Lucky for Barkley, there are plenty of things a running back can do besides surpass 2,000 yards that count as phenomenal years, that can help propel a team to a Super Bowl, that can maybe even lead that team to several Super Bowls.

Hurts said Barkley was the Eagles’ last piece. Barkley’s teammates said he was that last piece because of who he was, even more so than because of what he did.

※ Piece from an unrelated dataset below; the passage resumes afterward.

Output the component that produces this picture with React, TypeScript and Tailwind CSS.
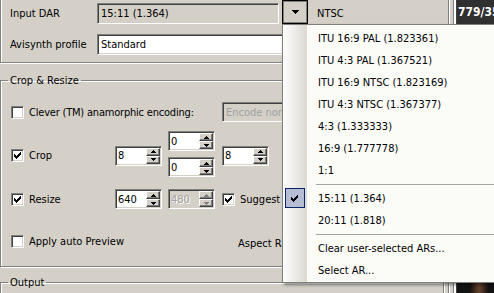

And so it is that in the thick of training camp, Barkley takes a knee on the sideline, about 3 yards from where Hurts takes a knee. Their left arms sit on their left legs, chins resting on hands, a pair of Thinkers in the dog days of August. They even have similar earrings. For one misleading moment, they look very much the same.

The moment doesn’t last.

Soon enough, in team drills with the starters watching off to the side, quarterback Dorian Thompson-Robinson launches a deep ball to wide receiver Giles Jackson. It’s good for a 50-yard touchdown that almost no one will recall after today. In a few weeks, neither Thompson-Robinson nor Jackson will even be on the team. But on this day, in this moment, there is exactly one man elated enough to warrant a reprimand.

“SAQUON!”

Singleton yells at his running back, who is so overcome with sheer joy at this 50-yard bomb that he, once again, can’t stay confined to the sideline. He runs onto the field to leap onto Jackson by way of congratulations, then manages to get in the way of the offense’s 2-point conversion attempt.

“SAQUON!”

“What?!” he hollers back. “We can’t celebrate!?”